- Dataset rows -

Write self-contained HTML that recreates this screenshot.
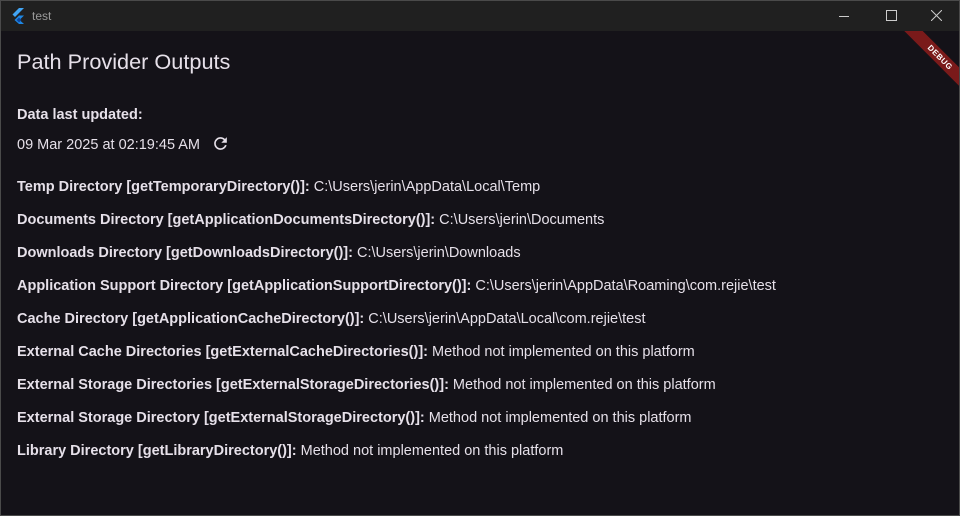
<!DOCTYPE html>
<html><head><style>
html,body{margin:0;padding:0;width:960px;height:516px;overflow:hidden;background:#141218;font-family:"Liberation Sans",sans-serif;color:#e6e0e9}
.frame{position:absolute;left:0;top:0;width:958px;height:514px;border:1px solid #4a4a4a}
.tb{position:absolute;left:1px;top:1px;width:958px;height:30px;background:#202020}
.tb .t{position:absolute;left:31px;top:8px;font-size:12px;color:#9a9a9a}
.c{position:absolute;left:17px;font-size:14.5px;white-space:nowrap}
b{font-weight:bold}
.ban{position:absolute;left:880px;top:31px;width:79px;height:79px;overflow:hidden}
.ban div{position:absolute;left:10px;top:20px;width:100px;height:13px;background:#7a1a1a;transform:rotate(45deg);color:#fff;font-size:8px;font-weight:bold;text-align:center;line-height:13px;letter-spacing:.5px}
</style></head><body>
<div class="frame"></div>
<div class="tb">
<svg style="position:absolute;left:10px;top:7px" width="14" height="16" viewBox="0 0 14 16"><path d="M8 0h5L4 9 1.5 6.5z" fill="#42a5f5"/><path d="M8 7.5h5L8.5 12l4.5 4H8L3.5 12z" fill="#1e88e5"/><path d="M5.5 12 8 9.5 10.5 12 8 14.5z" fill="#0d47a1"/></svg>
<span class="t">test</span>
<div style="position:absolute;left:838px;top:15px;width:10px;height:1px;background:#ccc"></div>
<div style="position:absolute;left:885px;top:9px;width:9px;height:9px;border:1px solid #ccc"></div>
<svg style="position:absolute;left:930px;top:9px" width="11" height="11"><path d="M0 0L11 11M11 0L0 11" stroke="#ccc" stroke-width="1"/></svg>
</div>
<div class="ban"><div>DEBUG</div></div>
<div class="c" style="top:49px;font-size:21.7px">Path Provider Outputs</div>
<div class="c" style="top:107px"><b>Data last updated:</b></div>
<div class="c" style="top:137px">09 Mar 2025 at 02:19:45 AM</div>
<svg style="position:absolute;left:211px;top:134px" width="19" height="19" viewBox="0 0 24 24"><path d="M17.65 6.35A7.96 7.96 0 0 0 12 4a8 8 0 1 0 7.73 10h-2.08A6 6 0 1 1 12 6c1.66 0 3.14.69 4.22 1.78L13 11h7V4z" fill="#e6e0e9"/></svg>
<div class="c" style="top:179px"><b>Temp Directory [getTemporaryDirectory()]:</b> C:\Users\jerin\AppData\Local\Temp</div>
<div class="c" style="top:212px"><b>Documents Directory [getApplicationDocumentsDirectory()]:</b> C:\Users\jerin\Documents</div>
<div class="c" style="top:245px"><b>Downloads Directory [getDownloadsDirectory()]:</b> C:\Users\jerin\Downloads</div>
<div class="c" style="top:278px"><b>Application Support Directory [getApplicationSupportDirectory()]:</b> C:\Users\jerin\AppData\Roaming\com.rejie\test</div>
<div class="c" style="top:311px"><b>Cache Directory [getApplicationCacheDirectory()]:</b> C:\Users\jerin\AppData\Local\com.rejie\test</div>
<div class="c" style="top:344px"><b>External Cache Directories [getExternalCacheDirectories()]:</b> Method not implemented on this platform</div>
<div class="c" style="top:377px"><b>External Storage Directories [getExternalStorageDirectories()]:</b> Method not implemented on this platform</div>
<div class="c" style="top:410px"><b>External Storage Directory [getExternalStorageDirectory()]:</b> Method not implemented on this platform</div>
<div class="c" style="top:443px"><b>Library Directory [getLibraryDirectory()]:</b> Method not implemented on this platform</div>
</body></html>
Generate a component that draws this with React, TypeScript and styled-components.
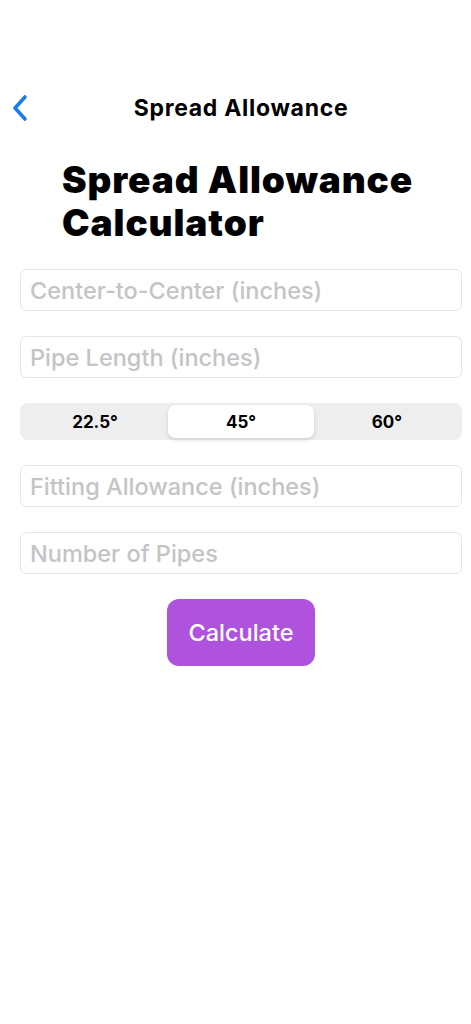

- Task instructions -
Reproduce every line above as written, skipping pictures.

- Response to the task -
Write self-contained HTML that recreates this screenshot.
<!DOCTYPE html>
<html><head><style>
html,body{margin:0;padding:0;width:960px;height:516px;overflow:hidden;background:#141218;font-family:"Liberation Sans",sans-serif;color:#e6e0e9}
.frame{position:absolute;left:0;top:0;width:958px;height:514px;border:1px solid #4a4a4a}
.tb{position:absolute;left:1px;top:1px;width:958px;height:30px;background:#202020}
.tb .t{position:absolute;left:31px;top:8px;font-size:12px;color:#9a9a9a}
.c{position:absolute;left:17px;font-size:14.5px;white-space:nowrap}
b{font-weight:bold}
.ban{position:absolute;left:880px;top:31px;width:79px;height:79px;overflow:hidden}
.ban div{position:absolute;left:10px;top:20px;width:100px;height:13px;background:#7a1a1a;transform:rotate(45deg);color:#fff;font-size:8px;font-weight:bold;text-align:center;line-height:13px;letter-spacing:.5px}
</style></head><body>
<div class="frame"></div>
<div class="tb">
<svg style="position:absolute;left:10px;top:7px" width="14" height="16" viewBox="0 0 14 16"><path d="M8 0h5L4 9 1.5 6.5z" fill="#42a5f5"/><path d="M8 7.5h5L8.5 12l4.5 4H8L3.5 12z" fill="#1e88e5"/><path d="M5.5 12 8 9.5 10.5 12 8 14.5z" fill="#0d47a1"/></svg>
<span class="t">test</span>
<div style="position:absolute;left:838px;top:15px;width:10px;height:1px;background:#ccc"></div>
<div style="position:absolute;left:885px;top:9px;width:9px;height:9px;border:1px solid #ccc"></div>
<svg style="position:absolute;left:930px;top:9px" width="11" height="11"><path d="M0 0L11 11M11 0L0 11" stroke="#ccc" stroke-width="1"/></svg>
</div>
<div class="ban"><div>DEBUG</div></div>
<div class="c" style="top:49px;font-size:21.7px">Path Provider Outputs</div>
<div class="c" style="top:107px"><b>Data last updated:</b></div>
<div class="c" style="top:137px">09 Mar 2025 at 02:19:45 AM</div>
<svg style="position:absolute;left:211px;top:134px" width="19" height="19" viewBox="0 0 24 24"><path d="M17.65 6.35A7.96 7.96 0 0 0 12 4a8 8 0 1 0 7.73 10h-2.08A6 6 0 1 1 12 6c1.66 0 3.14.69 4.22 1.78L13 11h7V4z" fill="#e6e0e9"/></svg>
<div class="c" style="top:179px"><b>Temp Directory [getTemporaryDirectory()]:</b> C:\Users\jerin\AppData\Local\Temp</div>
<div class="c" style="top:212px"><b>Documents Directory [getApplicationDocumentsDirectory()]:</b> C:\Users\jerin\Documents</div>
<div class="c" style="top:245px"><b>Downloads Directory [getDownloadsDirectory()]:</b> C:\Users\jerin\Downloads</div>
<div class="c" style="top:278px"><b>Application Support Directory [getApplicationSupportDirectory()]:</b> C:\Users\jerin\AppData\Roaming\com.rejie\test</div>
<div class="c" style="top:311px"><b>Cache Directory [getApplicationCacheDirectory()]:</b> C:\Users\jerin\AppData\Local\com.rejie\test</div>
<div class="c" style="top:344px"><b>External Cache Directories [getExternalCacheDirectories()]:</b> Method not implemented on this platform</div>
<div class="c" style="top:377px"><b>External Storage Directories [getExternalStorageDirectories()]:</b> Method not implemented on this platform</div>
<div class="c" style="top:410px"><b>External Storage Directory [getExternalStorageDirectory()]:</b> Method not implemented on this platform</div>
<div class="c" style="top:443px"><b>Library Directory [getLibraryDirectory()]:</b> Method not implemented on this platform</div>
</body></html>
Generate a component that draws this with React, TypeScript and styled-components.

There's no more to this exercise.